第25話
そういうわけで、年末に行った診察時に、ホルモン剤の注射を腹部に打った。
液体ではなく、短いスティック状の固形物だ。
腹部の脂肪の中で、薬剤がゆっくりと溶け出し作用するもので、飲み薬と並行して行うということだった。
効き目が安定してくるのは1〜2ヶ月後、その間、生理もまだあるかもしれないとのこと。
ふぅ〜ん、そうなんだ・・・。
取り敢えず、無事に、子どもと「お気に入りのお店」へ行き、ホルモン剤投与の初日のおおかたを乗り越えた。
あと少しだ。
今日のうちに、薬局で飲み薬を受け取ることにした。
薬局では、処方箋の飲み薬「ノルバデックス」のジェネリックをお願いした。
これから5年間、毎日服用するのだから、高額な先行品は避けたい。
しかし、薬剤師から渡された薬は、自分が予測していなかった、知らない名前の薬だった。
ネットで色々情報を得ている自分としては、タモキシフェンが処方されると思っていたので、動揺した。
聞きかじった知識しかない素人が余計な事を言うのは失礼かな・・・と思いつつ、薬剤師に聞いてみた。
「あの・・・、ジェネリックだと、タモキシフェンという薬もあると聞いているのですが・・・」
「はい、ありますよ。

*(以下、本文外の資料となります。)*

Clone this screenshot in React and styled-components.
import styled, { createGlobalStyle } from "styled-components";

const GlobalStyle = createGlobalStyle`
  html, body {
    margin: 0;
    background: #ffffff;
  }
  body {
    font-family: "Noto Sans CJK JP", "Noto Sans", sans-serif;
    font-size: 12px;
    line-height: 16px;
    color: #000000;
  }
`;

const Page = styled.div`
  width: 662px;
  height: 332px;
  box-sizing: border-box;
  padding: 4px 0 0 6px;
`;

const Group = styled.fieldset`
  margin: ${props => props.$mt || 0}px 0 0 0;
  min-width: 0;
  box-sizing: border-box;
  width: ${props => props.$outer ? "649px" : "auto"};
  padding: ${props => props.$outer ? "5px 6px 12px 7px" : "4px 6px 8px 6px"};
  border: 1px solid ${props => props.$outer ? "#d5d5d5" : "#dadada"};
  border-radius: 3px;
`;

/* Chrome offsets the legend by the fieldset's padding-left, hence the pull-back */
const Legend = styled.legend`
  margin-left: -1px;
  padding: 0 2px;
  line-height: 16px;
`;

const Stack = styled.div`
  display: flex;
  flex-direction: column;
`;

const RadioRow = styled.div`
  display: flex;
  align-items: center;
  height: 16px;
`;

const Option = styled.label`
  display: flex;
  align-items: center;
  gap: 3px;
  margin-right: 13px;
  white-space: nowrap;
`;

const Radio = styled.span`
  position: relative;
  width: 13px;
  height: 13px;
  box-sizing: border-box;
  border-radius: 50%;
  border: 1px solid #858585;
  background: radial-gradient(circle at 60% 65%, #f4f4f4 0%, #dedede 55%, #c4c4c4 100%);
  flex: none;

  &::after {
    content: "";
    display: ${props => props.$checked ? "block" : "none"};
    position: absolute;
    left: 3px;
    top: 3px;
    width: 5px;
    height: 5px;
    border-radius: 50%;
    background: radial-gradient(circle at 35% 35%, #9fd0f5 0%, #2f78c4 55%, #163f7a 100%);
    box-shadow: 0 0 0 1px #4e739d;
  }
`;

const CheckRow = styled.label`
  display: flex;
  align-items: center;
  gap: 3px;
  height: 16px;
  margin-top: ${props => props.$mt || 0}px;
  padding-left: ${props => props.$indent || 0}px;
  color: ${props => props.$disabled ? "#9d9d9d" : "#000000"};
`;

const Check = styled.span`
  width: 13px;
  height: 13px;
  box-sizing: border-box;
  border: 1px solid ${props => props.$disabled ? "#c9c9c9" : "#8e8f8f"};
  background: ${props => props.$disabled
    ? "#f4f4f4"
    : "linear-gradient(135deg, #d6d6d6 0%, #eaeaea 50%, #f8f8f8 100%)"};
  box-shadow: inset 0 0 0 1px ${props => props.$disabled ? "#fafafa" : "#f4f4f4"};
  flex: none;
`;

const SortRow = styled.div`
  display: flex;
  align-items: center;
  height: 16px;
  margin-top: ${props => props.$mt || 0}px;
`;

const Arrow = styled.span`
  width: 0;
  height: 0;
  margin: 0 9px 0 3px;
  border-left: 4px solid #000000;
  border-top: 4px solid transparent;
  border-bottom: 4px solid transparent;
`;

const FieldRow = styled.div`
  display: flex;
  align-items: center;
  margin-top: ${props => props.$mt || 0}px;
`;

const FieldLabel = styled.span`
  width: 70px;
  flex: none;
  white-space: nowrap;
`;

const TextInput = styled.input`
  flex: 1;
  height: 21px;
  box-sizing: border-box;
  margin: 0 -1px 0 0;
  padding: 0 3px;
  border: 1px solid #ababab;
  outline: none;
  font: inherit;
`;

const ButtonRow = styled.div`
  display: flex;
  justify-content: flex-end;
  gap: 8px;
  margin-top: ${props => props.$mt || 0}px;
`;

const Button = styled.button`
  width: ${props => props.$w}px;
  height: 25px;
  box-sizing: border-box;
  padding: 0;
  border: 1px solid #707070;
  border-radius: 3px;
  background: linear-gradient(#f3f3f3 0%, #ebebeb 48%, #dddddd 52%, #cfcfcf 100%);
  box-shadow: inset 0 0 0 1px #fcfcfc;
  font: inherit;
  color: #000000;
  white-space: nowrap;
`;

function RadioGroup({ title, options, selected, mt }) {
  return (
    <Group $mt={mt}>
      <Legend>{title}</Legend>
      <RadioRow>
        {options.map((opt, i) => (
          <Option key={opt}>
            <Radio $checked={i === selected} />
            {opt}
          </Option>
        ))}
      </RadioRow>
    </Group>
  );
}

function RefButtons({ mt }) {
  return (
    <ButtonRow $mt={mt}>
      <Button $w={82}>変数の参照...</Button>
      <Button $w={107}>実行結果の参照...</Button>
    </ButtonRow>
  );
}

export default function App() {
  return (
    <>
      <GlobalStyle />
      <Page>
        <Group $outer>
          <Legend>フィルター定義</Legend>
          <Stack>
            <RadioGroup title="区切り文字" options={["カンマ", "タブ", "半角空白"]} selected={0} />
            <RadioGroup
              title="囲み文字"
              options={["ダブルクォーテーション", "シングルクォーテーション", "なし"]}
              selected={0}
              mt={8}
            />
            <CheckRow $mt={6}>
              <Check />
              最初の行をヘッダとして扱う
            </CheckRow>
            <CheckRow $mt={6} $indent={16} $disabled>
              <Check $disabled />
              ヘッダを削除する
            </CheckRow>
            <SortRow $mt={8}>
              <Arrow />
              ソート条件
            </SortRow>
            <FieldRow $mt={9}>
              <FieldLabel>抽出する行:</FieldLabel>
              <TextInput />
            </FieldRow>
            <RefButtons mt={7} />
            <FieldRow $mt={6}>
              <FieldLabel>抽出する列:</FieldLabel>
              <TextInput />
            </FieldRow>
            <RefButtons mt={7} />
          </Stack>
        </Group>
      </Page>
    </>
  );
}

そちらにします?」
「値段は、違いますか?」
「はい、お待ちください」
そう言って提示されたタモキシフェンの金額は、今、目の前に出されている初耳の名前のジェネリックより、かなり低価格だった。
「すみません・・・、価格が安いのでタモキシフェンに変えてもらうことできますか・・・?」
と、すでに初耳ジェネリックの諸情報をPCにカタカタ打ち込んでいる薬剤師に、申し訳なさそうに言ってみた。
「あ、はい。わかりました」
薬剤師は、怖いくらいの無表情で、薬を変更する手続きを始めた。
カタカタカタ・・・。
なんだよ。
ぼったくりかよ。
種類があるなら、先に言え。
結局、ネットで得ていた俗世間的な情報に惑わされるどころか、自分は助けられたのだ。
ありがとう、ブロガー達。
翌日から、タモキシフェンを服用した。
それから一週間が経つ頃、猛烈な眠気に襲われるようになり、ついに体が急に熱くなる「ホットフラッシュ」が始まった。
さらに一週間が経つ頃には、不意の吐き気に悩まされることになった。
これが副作用、更年期障害なのか?
ホルモン剤の副作用は個人差があるということだったので、自分は軽い方であって欲しいという淡い願望があったが、あえなく潰えたのか?
このまま薬を服用している間はずっとしんどいのか、それとも今だけなのか?
他の人は、どうなんだろう。
ホルモン剤治療だけの人の「リアルなネット情報」がほどんど無いなか、残念ながら自分の症状はきつくなっていく。
これ以上、体調不良が日常生活に支障をきたして欲しくないという思いで、いっぱいだった。
でも、スケジュール通りに、来月末から放射線治療が始まる。